2) a little boy in the very back of the group was intrigued by how physically animated I was while telling the story, and mimicked most of my huge arm gestures in the very back of the room - practicing them carefully so the other kids wouldn’t notice.


3) when I told about two fisherman discussing what they should do with the green sea turtle they accidentally caught, mentioning that they could get $5,000 for it if they brought it to their boss (thanks, Roald Dahl!), one little boy's eyes got HUGE and he, in sheer wonder, slowly mouthed the words, "five thousand dollars!"


I’m still kicking myself for forgetting to record it so I could listen and learn how to make it better if there’s a “next time.” I would love to go back – those kids were absolutely precious.

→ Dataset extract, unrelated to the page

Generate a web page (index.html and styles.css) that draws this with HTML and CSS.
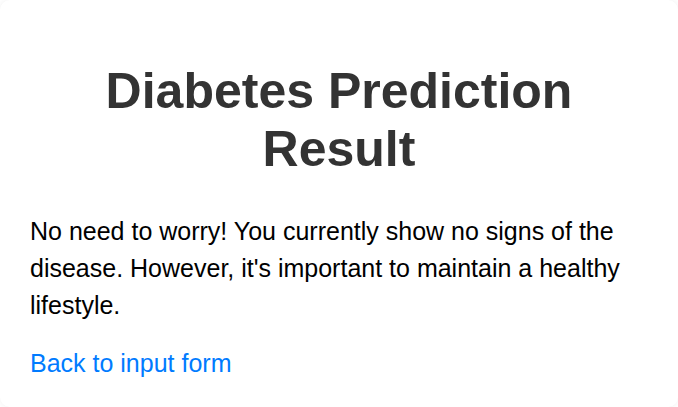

Revelations of the Ten-Legged God

Tomorrow night I will be at the Mixed Blood Theatre performing a reading of The Book of Shin, a new screenplay by Michael Maupin. Here’s a blurb from the official press release:

High schooler Jason Bock is planning another summer of sleeping in and avoiding his parents – that is, until he and his snail-collecting buddy Peter Schinner are drawn into inventing a new religion, which leads them to dangerous and unexpected consequences. So goes “The Book of Shin,” by Michael Maupin, a screen adaptation of Pete Hautman’s novel Godless, which won the 2004 National Book Award for Young People’s Literature.

ScriptNight, a public reading series of Minnesota Screenwriters’ Workshop, will present a staged reading of the screenplay at 7pm Mon May 1 at Mixed Blood Theatre. The reading is made possible through a special arrangement between Screenwriters’ Workshop, Michael Maupin, Pete Hautman and his agent.

Please feel free to come down and take a listen! I haven’t yet read Godless, the book on which this screenplay is based, but the story conveyed by the screenplay is quite wonderful. Hooray for wonderful young-people’s literature and their screen adaptations! It's no Flying Spaghetti Monster, but hooray nonetheless!